┌──

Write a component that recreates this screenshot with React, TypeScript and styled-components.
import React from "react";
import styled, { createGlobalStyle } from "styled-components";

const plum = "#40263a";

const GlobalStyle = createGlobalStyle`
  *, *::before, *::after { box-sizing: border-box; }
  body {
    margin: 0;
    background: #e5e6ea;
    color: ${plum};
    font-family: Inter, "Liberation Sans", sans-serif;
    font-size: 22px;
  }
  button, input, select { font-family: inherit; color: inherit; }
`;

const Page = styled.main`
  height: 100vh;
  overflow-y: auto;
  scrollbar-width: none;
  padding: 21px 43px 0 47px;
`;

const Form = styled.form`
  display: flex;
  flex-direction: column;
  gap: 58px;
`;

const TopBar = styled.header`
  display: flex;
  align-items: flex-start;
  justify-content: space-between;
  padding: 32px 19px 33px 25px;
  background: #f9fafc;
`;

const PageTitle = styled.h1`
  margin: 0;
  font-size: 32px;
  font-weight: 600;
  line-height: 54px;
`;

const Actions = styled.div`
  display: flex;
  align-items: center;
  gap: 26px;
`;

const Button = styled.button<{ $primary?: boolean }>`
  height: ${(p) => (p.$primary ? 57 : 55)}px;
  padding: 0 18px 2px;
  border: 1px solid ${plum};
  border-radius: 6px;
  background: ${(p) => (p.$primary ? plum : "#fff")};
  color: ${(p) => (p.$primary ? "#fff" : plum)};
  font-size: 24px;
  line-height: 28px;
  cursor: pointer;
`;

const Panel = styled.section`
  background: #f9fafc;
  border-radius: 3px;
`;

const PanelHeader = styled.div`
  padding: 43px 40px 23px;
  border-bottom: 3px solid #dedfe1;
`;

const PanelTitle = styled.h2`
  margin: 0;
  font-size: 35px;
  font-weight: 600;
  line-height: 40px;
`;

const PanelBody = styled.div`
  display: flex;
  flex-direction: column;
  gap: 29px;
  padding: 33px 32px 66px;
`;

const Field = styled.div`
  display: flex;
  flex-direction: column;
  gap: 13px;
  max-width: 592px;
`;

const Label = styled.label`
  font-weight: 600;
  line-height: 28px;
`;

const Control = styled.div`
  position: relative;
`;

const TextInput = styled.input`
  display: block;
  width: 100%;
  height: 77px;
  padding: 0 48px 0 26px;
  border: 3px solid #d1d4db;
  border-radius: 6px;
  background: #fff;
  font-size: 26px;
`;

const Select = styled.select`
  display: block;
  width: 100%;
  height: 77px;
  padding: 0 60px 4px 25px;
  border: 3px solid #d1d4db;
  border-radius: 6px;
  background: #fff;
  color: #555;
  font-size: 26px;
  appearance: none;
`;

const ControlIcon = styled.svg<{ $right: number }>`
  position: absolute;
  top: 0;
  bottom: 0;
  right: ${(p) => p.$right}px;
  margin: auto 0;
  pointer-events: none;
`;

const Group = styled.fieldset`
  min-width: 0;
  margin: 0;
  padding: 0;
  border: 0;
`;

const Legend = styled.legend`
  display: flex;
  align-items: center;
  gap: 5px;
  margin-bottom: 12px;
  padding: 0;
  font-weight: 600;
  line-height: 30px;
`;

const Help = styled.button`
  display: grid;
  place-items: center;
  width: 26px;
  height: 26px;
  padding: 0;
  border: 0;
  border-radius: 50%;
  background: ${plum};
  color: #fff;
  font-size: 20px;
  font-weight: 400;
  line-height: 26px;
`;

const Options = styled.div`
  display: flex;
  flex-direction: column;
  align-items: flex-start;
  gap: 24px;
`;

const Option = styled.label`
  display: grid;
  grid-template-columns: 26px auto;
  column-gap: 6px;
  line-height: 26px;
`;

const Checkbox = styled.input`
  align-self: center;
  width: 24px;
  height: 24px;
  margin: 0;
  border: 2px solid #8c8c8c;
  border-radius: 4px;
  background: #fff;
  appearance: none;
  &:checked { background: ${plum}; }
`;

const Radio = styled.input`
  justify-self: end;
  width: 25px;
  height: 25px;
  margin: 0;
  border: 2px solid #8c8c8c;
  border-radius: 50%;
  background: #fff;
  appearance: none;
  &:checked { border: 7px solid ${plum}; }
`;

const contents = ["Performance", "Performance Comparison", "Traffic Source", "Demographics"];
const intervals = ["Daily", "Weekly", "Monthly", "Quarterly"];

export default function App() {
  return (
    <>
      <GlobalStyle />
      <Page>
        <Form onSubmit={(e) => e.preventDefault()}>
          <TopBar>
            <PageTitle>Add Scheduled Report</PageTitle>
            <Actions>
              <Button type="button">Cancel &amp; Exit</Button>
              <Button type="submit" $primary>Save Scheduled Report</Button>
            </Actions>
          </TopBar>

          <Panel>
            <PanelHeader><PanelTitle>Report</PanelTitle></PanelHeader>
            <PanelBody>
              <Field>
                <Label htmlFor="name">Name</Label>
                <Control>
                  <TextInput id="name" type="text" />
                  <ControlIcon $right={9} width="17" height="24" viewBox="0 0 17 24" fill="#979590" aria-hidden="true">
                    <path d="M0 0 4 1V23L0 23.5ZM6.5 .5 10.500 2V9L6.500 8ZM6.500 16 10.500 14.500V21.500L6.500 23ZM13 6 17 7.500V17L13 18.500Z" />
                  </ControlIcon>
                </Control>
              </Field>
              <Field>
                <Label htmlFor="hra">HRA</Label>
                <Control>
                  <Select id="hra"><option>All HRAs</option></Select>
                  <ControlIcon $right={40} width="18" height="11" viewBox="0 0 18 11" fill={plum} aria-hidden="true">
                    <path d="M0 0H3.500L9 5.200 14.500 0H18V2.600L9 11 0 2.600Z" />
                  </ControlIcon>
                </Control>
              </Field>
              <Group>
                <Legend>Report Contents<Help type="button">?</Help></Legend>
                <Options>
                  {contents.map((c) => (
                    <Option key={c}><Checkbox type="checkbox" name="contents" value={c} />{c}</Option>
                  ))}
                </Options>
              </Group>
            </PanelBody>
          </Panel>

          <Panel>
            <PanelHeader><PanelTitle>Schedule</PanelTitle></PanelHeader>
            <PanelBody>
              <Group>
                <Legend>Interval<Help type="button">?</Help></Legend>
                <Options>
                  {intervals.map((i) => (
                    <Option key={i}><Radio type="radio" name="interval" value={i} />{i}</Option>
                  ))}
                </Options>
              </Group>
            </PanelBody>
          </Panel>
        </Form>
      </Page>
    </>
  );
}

└──
┌──

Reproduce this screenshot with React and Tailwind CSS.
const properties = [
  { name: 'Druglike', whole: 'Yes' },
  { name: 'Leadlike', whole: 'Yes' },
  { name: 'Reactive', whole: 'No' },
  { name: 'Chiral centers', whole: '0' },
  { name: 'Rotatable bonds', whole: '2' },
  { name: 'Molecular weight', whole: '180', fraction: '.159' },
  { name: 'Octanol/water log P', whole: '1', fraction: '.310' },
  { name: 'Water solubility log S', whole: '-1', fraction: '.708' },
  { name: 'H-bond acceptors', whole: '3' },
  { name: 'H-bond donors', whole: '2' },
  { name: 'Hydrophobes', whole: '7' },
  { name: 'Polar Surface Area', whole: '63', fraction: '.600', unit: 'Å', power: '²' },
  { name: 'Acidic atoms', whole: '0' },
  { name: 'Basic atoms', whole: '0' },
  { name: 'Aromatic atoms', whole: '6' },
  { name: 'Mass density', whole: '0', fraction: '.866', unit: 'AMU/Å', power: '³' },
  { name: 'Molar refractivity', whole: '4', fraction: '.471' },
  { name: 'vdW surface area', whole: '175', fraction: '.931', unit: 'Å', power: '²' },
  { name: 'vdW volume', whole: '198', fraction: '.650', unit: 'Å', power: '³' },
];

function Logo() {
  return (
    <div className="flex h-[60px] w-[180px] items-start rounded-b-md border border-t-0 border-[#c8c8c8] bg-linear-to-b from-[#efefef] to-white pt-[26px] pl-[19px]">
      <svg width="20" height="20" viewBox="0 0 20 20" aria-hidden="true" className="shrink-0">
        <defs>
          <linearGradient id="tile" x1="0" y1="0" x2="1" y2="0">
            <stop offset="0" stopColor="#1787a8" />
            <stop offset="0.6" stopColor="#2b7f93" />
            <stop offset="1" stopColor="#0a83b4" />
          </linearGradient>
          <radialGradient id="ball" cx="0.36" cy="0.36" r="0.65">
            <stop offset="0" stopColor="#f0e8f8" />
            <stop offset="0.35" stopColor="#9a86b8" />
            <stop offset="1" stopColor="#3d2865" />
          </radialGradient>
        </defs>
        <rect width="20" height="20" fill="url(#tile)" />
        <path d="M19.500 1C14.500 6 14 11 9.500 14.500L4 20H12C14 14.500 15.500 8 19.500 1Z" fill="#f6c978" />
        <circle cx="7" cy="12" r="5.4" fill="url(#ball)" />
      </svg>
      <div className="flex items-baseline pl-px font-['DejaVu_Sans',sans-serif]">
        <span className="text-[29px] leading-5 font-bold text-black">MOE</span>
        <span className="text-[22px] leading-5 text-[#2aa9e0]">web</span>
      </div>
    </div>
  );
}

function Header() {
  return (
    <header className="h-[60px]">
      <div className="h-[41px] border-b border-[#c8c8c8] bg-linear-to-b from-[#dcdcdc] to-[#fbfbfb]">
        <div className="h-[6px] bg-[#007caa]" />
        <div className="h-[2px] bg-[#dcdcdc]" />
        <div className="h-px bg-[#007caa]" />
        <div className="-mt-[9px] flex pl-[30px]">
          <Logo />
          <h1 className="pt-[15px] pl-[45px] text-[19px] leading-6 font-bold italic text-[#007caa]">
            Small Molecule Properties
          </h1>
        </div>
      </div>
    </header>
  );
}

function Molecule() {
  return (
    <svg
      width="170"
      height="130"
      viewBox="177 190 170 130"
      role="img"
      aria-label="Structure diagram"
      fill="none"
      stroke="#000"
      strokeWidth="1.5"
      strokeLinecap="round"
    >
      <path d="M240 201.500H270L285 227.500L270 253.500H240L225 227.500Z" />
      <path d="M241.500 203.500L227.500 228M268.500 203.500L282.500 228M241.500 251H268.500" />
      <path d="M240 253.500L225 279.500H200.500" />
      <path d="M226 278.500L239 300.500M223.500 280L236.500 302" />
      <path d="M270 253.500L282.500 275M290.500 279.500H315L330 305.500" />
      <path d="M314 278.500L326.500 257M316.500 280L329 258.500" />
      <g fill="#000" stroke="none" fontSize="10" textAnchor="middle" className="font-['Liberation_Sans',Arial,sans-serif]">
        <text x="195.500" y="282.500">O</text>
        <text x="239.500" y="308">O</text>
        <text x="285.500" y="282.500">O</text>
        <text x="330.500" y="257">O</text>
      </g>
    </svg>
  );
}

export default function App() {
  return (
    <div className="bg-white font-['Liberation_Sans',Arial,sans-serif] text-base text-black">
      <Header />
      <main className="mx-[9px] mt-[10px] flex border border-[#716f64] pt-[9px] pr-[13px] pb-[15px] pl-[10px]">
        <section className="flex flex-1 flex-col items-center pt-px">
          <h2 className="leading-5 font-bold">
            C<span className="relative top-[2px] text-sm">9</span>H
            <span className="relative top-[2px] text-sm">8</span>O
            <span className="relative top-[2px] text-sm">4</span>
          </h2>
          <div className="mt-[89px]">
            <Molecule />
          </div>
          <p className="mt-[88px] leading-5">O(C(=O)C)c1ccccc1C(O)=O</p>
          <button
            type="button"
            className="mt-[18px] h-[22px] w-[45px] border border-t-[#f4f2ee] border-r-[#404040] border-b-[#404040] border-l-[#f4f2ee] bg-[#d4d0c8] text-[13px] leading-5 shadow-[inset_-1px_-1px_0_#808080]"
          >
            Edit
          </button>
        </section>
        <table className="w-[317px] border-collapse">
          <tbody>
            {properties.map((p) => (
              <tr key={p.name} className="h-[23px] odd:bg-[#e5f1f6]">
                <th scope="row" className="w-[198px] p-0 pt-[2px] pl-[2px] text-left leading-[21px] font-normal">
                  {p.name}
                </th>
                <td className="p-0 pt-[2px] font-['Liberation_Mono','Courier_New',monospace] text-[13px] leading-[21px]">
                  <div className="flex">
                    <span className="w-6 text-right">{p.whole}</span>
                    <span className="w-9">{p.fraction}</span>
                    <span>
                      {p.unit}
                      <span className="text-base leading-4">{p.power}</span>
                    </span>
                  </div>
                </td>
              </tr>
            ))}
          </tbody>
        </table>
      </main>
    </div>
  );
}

└──

- Exercise objective: Find each line holding the string "this" and copy it out.

- Output of the exercise:
Write a component that recreates this screenshot with React, TypeScript and styled-components.
Reproduce this screenshot with React and Tailwind CSS.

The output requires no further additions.